■ YOUR TASK ■
All of the listing below must be repeated word for word. Pictures are the only thing to omit.

■ RECORDED DATA ■
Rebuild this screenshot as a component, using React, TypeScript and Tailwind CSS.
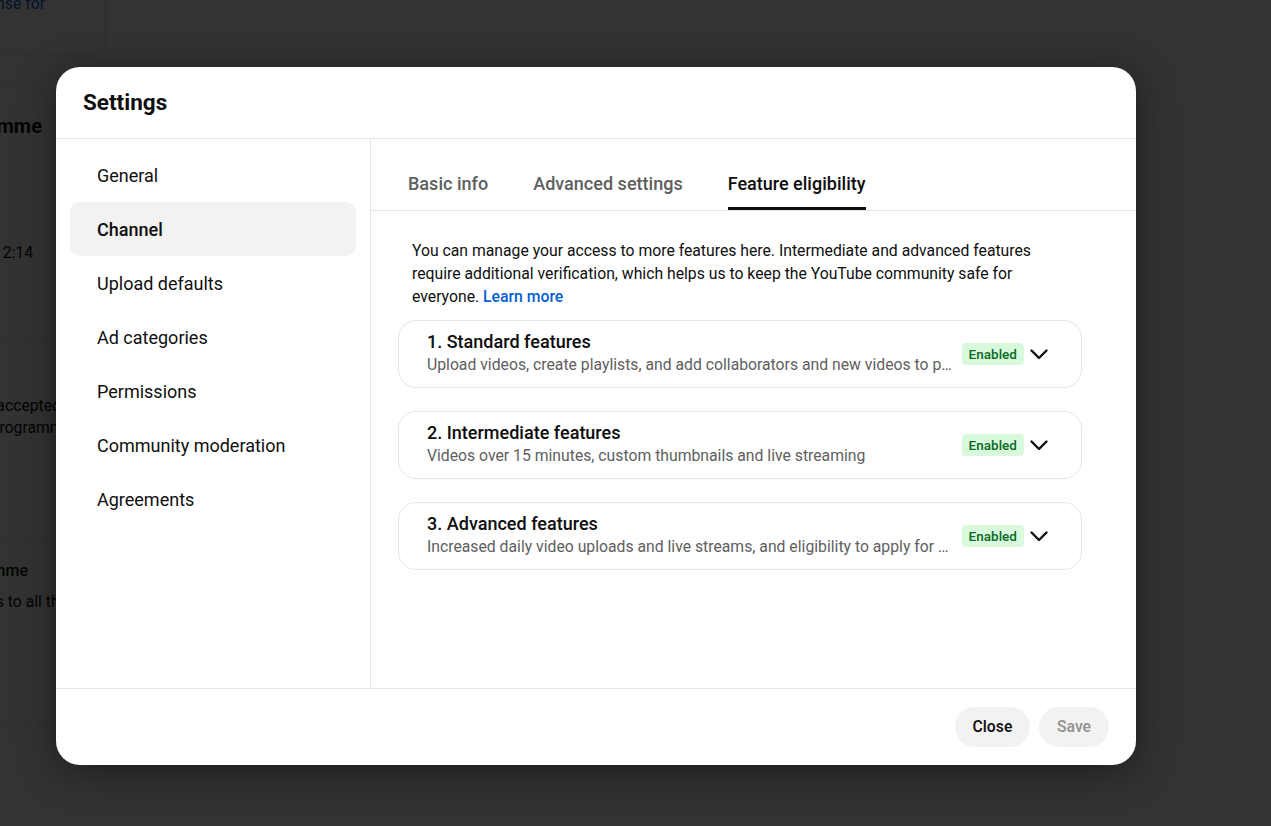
import { ReactNode } from "react";

const navItems = [
  "General",
  "Channel",
  "Upload defaults",
  "Ad categories",
  "Permissions",
  "Community moderation",
  "Agreements",
];

const tabs = ["Basic info", "Advanced settings", "Feature eligibility"];

const features = [
  {
    title: "1. Standard features",
    text: "Upload videos, create playlists, and add collaborators and new videos to playlists you own",
  },
  {
    title: "2. Intermediate features",
    text: "Videos over 15 minutes, custom thumbnails and live streaming",
  },
  {
    title: "3. Advanced features",
    text: "Increased daily video uploads and live streams, and eligibility to apply for monetisation",
  },
];

// medium weight: try the named face first, fall back to Roboto 500
const medium = "font-['Roboto_Medium','Roboto',sans-serif] font-medium";

const Chevron = () => (
  <svg width="24" height="24" viewBox="0 0 24 24" fill="none">
    <polyline
      points="4.5,8.5 12,16 19.5,8.5"
      stroke="#0f0f0f"
      strokeWidth="2.4"
      strokeLinecap="round"
      strokeLinejoin="round"
    />
  </svg>
);

const BgLine = ({ pr, className, children }: { pr: string; className: string; children: ReactNode }) => (
  <div className={`flex justify-end whitespace-nowrap ${pr} ${className}`}>{children}</div>
);

const FeatureCard = ({ title, text }: { title: string; text: string }) => (
  <div className="flex h-[68px] items-center rounded-[18px] border border-[#e5e5e5] pb-[10px] pl-[28px] pr-[30px] pt-[10px]">
    <div className="flex min-w-0 flex-1 flex-col">
      <span className={`text-[18px] leading-[22px] text-[#0f0f0f] ${medium}`}>{title}</span>
      <span className="truncate text-[15.75px] leading-[24px] text-[#606060]">{text}</span>
    </div>
    <span
      className={`ml-[6px] rounded-[4px] bg-[#d9f9dd] px-[7px] text-[13.5px] leading-[22px] text-[#0b6b25] ${medium}`}
    >
      Enabled
    </span>
    <span className="ml-[3px]">
      <Chevron />
    </span>
  </div>
);

export default function App() {
  return (
    <div className="relative h-[826px] w-full overflow-hidden bg-white font-['Roboto',sans-serif] text-[#0f0f0f]">
      {/* page behind the dialog */}
      <div className="flex w-[106px] flex-col overflow-hidden">
        <div className="flex h-[55px] justify-end overflow-hidden rounded-br-[12px] border-b border-r border-[#e5e5e5] pr-[60px]">
          <span className="-mt-[7px] whitespace-nowrap text-[15.75px] leading-[22px] text-[#065fd4]">
            Apply for a license for
          </span>
        </div>
        <div className="mt-[27px] h-[259px] border-t border-[#e5e5e5]">
          <BgLine pr="pr-[64px]" className="mt-[29px] text-[20px] font-bold leading-[28px]">
            YouTube Partner Programme
          </BgLine>
          <BgLine pr="pr-[73px]" className="mt-[101px] text-[15.75px] leading-[23px]">
            Last updated: 12:14
          </BgLine>
        </div>
        <div className="h-[199px] border-t border-[#e5e5e5]">
          <BgLine pr="pr-[45px]" className="mt-[53px] text-[15.75px] leading-[22px]">
            You have accepted
          </BgLine>
          <BgLine pr="pr-[34px]" className="text-[15.75px] leading-[22px]">
            the YouTube Partner Programme
          </BgLine>
        </div>
        <div className="h-[181px] border-t border-[#e5e5e5]">
          <BgLine pr="pr-[78px]" className="mt-[19px] text-[16px] font-medium leading-[22px]">
            Shopping Programme
          </BgLine>
          <BgLine pr="pr-[38px]" className="mt-[9px] text-[15.75px] leading-[22px]">
            Gives access to all the
          </BgLine>
        </div>
        <div className="border-t border-[#e5e5e5]" />
      </div>

      <div className="absolute inset-0 bg-black/80" />

      {/* dialog */}
      <div className="absolute left-[56px] top-[67px] flex h-[698px] w-[1080px] flex-col overflow-hidden rounded-[24px] bg-white shadow-[0_6px_40px_rgba(0,0,0,0.45)]">
        <div className="flex h-[72px] shrink-0 items-center border-b border-[#e5e5e5] pl-[27px]">
          <h1 className="text-[22.5px] font-bold text-[#0f0f0f]">Settings</h1>
        </div>

        <div className="flex min-h-0 flex-1">
          <nav className="flex w-[315px] shrink-0 flex-col border-r border-[#e5e5e5] px-[14px] pt-[9px]">
            {navItems.map((item) => (
              <div
                key={item}
                className={`flex h-[54px] items-center rounded-[10px] pl-[27px] text-[18px] text-[#0f0f0f] ${
                  item === "Channel" ? `bg-[#f2f2f2] ${medium}` : ""
                }`}
              >
                {item}
              </div>
            ))}
          </nav>

          <div className="flex min-w-0 flex-1 flex-col">
            <div className="flex h-[72px] shrink-0 items-end gap-[45px] border-b border-[#e5e5e5] pl-[37px]">
              {tabs.map((tab) => {
                const active = tab === "Feature eligibility";
                return (
                  <div key={tab} className="flex h-[48px] flex-col">
                    <span
                      className={`flex flex-1 items-center pb-[3px] text-[18px] ${medium} ${
                        active ? "text-[#0f0f0f]" : "text-[#606060]"
                      }`}
                    >
                      {tab}
                    </span>
                    <span className={`h-[3px] ${active ? "bg-[#0f0f0f]" : ""}`} />
                  </div>
                );
              })}
            </div>

            <div className="flex w-[711px] flex-col pl-[27px] pt-[28px]">
              <p className="px-[14px] text-[15.75px] leading-[23px] text-[#0f0f0f]">
                You can manage your access to more features here. Intermediate and advanced features require
                additional verification, which helps us to keep the YouTube community safe for everyone.{" "}
                <span className={`text-[#065fd4] ${medium}`}>Learn more</span>
              </p>
              <div className="mt-[12px] flex flex-col gap-[23px]">
                {features.map((f) => (
                  <FeatureCard key={f.title} title={f.title} text={f.text} />
                ))}
              </div>
            </div>
          </div>
        </div>

        <div className="flex h-[77px] shrink-0 items-center justify-end gap-[9px] border-t border-[#e5e5e5] pr-[27px]">
          <button className={`h-[40px] w-[75px] rounded-full bg-[#f2f2f2] text-[15.75px] text-[#0f0f0f] ${medium}`}>
            Close
          </button>
          <button className={`h-[40px] w-[70px] rounded-full bg-[#f2f2f2] text-[15.75px] text-[#909090] ${medium}`}>
            Save
          </button>
        </div>
      </div>
    </div>
  );
}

■ TASK RESULT ■
Rebuild this screenshot as a component, using React, TypeScript and Tailwind CSS.
import { ReactNode } from "react";

const navItems = [
  "General",
  "Channel",
  "Upload defaults",
  "Ad categories",
  "Permissions",
  "Community moderation",
  "Agreements",
];

const tabs = ["Basic info", "Advanced settings", "Feature eligibility"];

const features = [
  {
    title: "1. Standard features",
    text: "Upload videos, create playlists, and add collaborators and new videos to playlists you own",
  },
  {
    title: "2. Intermediate features",
    text: "Videos over 15 minutes, custom thumbnails and live streaming",
  },
  {
    title: "3. Advanced features",
    text: "Increased daily video uploads and live streams, and eligibility to apply for monetisation",
  },
];

// medium weight: try the named face first, fall back to Roboto 500
const medium = "font-['Roboto_Medium','Roboto',sans-serif] font-medium";

const Chevron = () => (
  <svg width="24" height="24" viewBox="0 0 24 24" fill="none">
    <polyline
      points="4.5,8.5 12,16 19.5,8.5"
      stroke="#0f0f0f"
      strokeWidth="2.4"
      strokeLinecap="round"
      strokeLinejoin="round"
    />
  </svg>
);

const BgLine = ({ pr, className, children }: { pr: string; className: string; children: ReactNode }) => (
  <div className={`flex justify-end whitespace-nowrap ${pr} ${className}`}>{children}</div>
);

const FeatureCard = ({ title, text }: { title: string; text: string }) => (
  <div className="flex h-[68px] items-center rounded-[18px] border border-[#e5e5e5] pb-[10px] pl-[28px] pr-[30px] pt-[10px]">
    <div className="flex min-w-0 flex-1 flex-col">
      <span className={`text-[18px] leading-[22px] text-[#0f0f0f] ${medium}`}>{title}</span>
      <span className="truncate text-[15.75px] leading-[24px] text-[#606060]">{text}</span>
    </div>
    <span
      className={`ml-[6px] rounded-[4px] bg-[#d9f9dd] px-[7px] text-[13.5px] leading-[22px] text-[#0b6b25] ${medium}`}
    >
      Enabled
    </span>
    <span className="ml-[3px]">
      <Chevron />
    </span>
  </div>
);

export default function App() {
  return (
    <div className="relative h-[826px] w-full overflow-hidden bg-white font-['Roboto',sans-serif] text-[#0f0f0f]">
      {/* page behind the dialog */}
      <div className="flex w-[106px] flex-col overflow-hidden">
        <div className="flex h-[55px] justify-end overflow-hidden rounded-br-[12px] border-b border-r border-[#e5e5e5] pr-[60px]">
          <span className="-mt-[7px] whitespace-nowrap text-[15.75px] leading-[22px] text-[#065fd4]">
            Apply for a license for
          </span>
        </div>
        <div className="mt-[27px] h-[259px] border-t border-[#e5e5e5]">
          <BgLine pr="pr-[64px]" className="mt-[29px] text-[20px] font-bold leading-[28px]">
            YouTube Partner Programme
          </BgLine>
          <BgLine pr="pr-[73px]" className="mt-[101px] text-[15.75px] leading-[23px]">
            Last updated: 12:14
          </BgLine>
        </div>
        <div className="h-[199px] border-t border-[#e5e5e5]">
          <BgLine pr="pr-[45px]" className="mt-[53px] text-[15.75px] leading-[22px]">
            You have accepted
          </BgLine>
          <BgLine pr="pr-[34px]" className="text-[15.75px] leading-[22px]">
            the YouTube Partner Programme
          </BgLine>
        </div>
        <div className="h-[181px] border-t border-[#e5e5e5]">
          <BgLine pr="pr-[78px]" className="mt-[19px] text-[16px] font-medium leading-[22px]">
            Shopping Programme
          </BgLine>
          <BgLine pr="pr-[38px]" className="mt-[9px] text-[15.75px] leading-[22px]">
            Gives access to all the
          </BgLine>
        </div>
        <div className="border-t border-[#e5e5e5]" />
      </div>

      <div className="absolute inset-0 bg-black/80" />

      {/* dialog */}
      <div className="absolute left-[56px] top-[67px] flex h-[698px] w-[1080px] flex-col overflow-hidden rounded-[24px] bg-white shadow-[0_6px_40px_rgba(0,0,0,0.45)]">
        <div className="flex h-[72px] shrink-0 items-center border-b border-[#e5e5e5] pl-[27px]">
          <h1 className="text-[22.5px] font-bold text-[#0f0f0f]">Settings</h1>
        </div>

        <div className="flex min-h-0 flex-1">
          <nav className="flex w-[315px] shrink-0 flex-col border-r border-[#e5e5e5] px-[14px] pt-[9px]">
            {navItems.map((item) => (
              <div
                key={item}
                className={`flex h-[54px] items-center rounded-[10px] pl-[27px] text-[18px] text-[#0f0f0f] ${
                  item === "Channel" ? `bg-[#f2f2f2] ${medium}` : ""
                }`}
              >
                {item}
              </div>
            ))}
          </nav>

          <div className="flex min-w-0 flex-1 flex-col">
            <div className="flex h-[72px] shrink-0 items-end gap-[45px] border-b border-[#e5e5e5] pl-[37px]">
              {tabs.map((tab) => {
                const active = tab === "Feature eligibility";
                return (
                  <div key={tab} className="flex h-[48px] flex-col">
                    <span
                      className={`flex flex-1 items-center pb-[3px] text-[18px] ${medium} ${
                        active ? "text-[#0f0f0f]" : "text-[#606060]"
                      }`}
                    >
                      {tab}
                    </span>
                    <span className={`h-[3px] ${active ? "bg-[#0f0f0f]" : ""}`} />
                  </div>
                );
              })}
            </div>

            <div className="flex w-[711px] flex-col pl-[27px] pt-[28px]">
              <p className="px-[14px] text-[15.75px] leading-[23px] text-[#0f0f0f]">
                You can manage your access to more features here. Intermediate and advanced features require
                additional verification, which helps us to keep the YouTube community safe for everyone.{" "}
                <span className={`text-[#065fd4] ${medium}`}>Learn more</span>
              </p>
              <div className="mt-[12px] flex flex-col gap-[23px]">
                {features.map((f) => (
                  <FeatureCard key={f.title} title={f.title} text={f.text} />
                ))}
              </div>
            </div>
          </div>
        </div>

        <div className="flex h-[77px] shrink-0 items-center justify-end gap-[9px] border-t border-[#e5e5e5] pr-[27px]">
          <button className={`h-[40px] w-[75px] rounded-full bg-[#f2f2f2] text-[15.75px] text-[#0f0f0f] ${medium}`}>
            Close
          </button>
          <button className={`h-[40px] w-[70px] rounded-full bg-[#f2f2f2] text-[15.75px] text-[#909090] ${medium}`}>
            Save
          </button>
        </div>
      </div>
    </div>
  );
}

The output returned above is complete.